Certainly by providing for a judge to decide the vessel issue rather than jury, Congress has introduced a possible Sixth Amendment objection to the statute. See United States v. Gaudin, 515 U.S. 506, 512-16, 115 S.Ct. 2310, 132 L.Ed.2d 444 (1995). A defendant might claim, if the issue were tried, that he was entitled to a jury trial on whether the boat was a stateless vessel; on the other hand there are lots of issues (e.g., recusal of the judge, suppression of evidence, standing to assert a defense, constitutional challenge to a statute) normally not tried to the jury. In all events, Gonzalez’ guilty plea made the mode of trial here a moot issue.
To sum up, the unconditional guilty plea forfeited Gonzalez’ claim that the speed boat was other than a stateless vessel. Although the result would likely be the same even if we reached the merits (as the concurring opinion forcefully suggests) the question whether such a claim can be forfeited is an important recurring issue that needs to be resolved. Having resolved it in favor of forfeiture, it is enough to hold that Gonzalez had no more than an arguable claim which he bargained away in favor of an agreed-upon sentence.
Affirmed.
. Valencia v.

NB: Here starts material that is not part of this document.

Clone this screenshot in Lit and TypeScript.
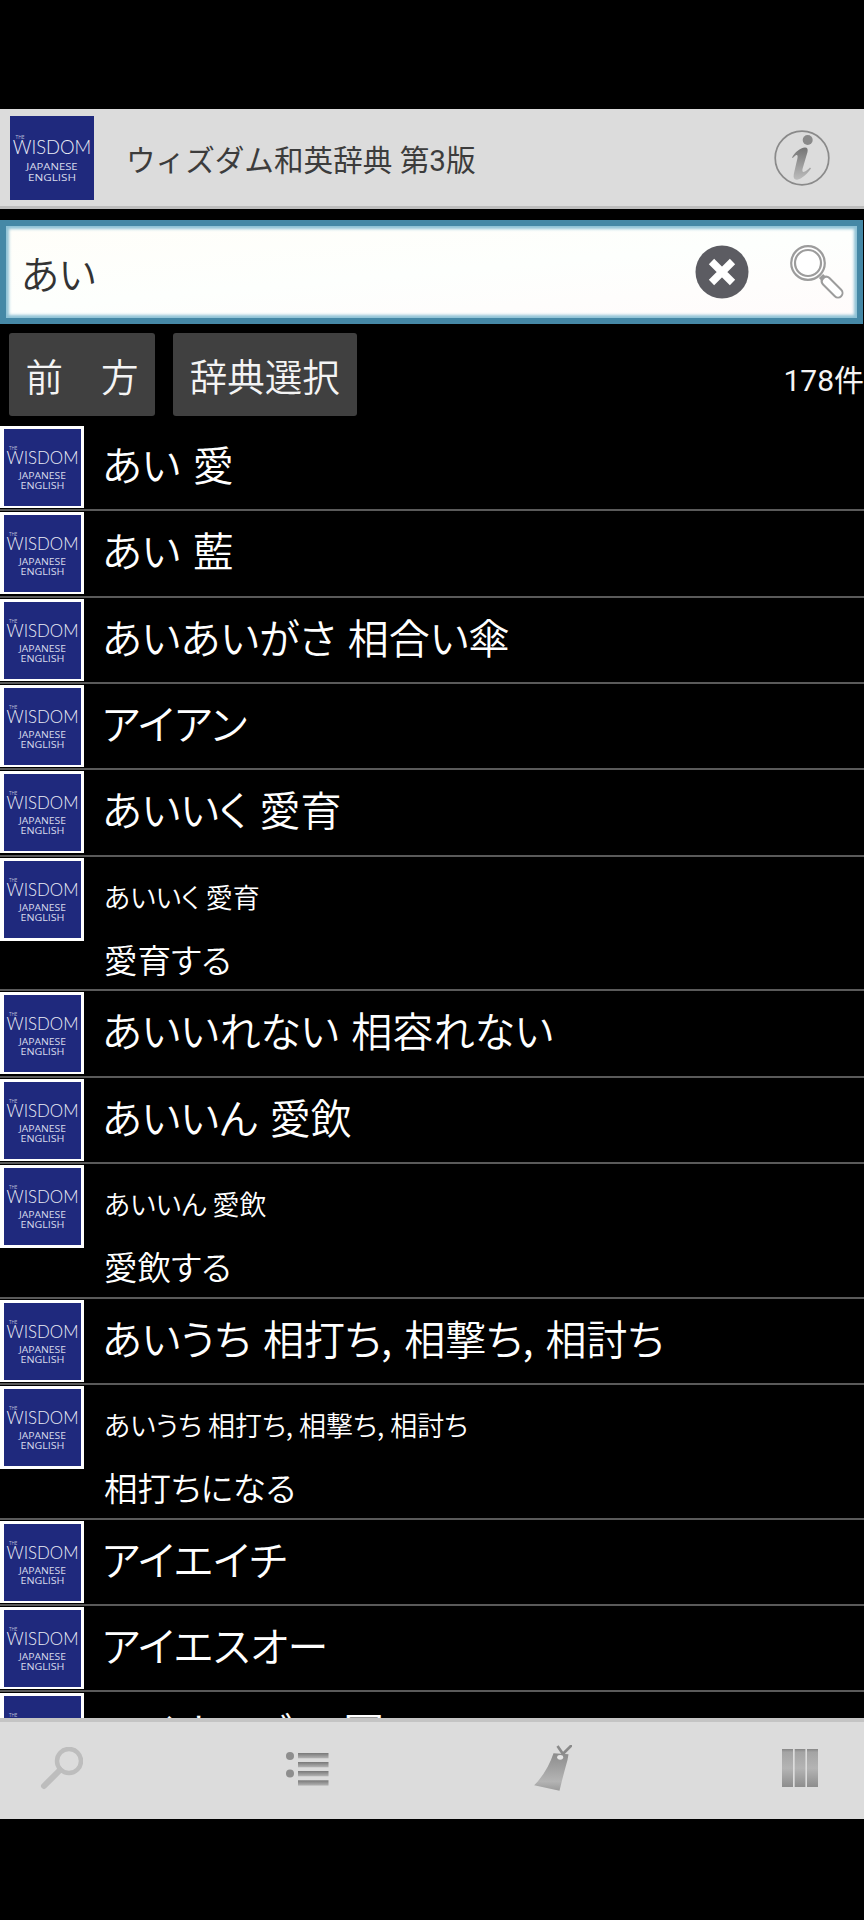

United States, 923 F.2d 917, 921 (1st Cir.1991). But see United States v. Pinto-Mejia, 720 F.2d 248, 256-261 (2d Cir.1983). In accord with Valencia are numerous other cases holding that threshold or nexus elements may be forfeited through a guilty plea. See Hugi v. United States, 164 F.3d 378, 380-381 (7th Cir.1999) (interstate commerce requirement); Mack v. United States, 853 F.2d 585, 586 (8th Cir.1988) (bank federally insured).
. Similarly, the House Conference Report stated: "The Conference substitute establishes new law enforcement provisions which expand the Government’s prosecutorial effectiveness in drug smuggling cases.... Jurisdictional issues would always be issues of law to be decided by the trial judge, not issues of fact to be decided by the jury.” H.R. Conf. Rep. 104-854, at 142 (1996), reprinted in 1996 U.S.C.C.A.N. 4292, 4337.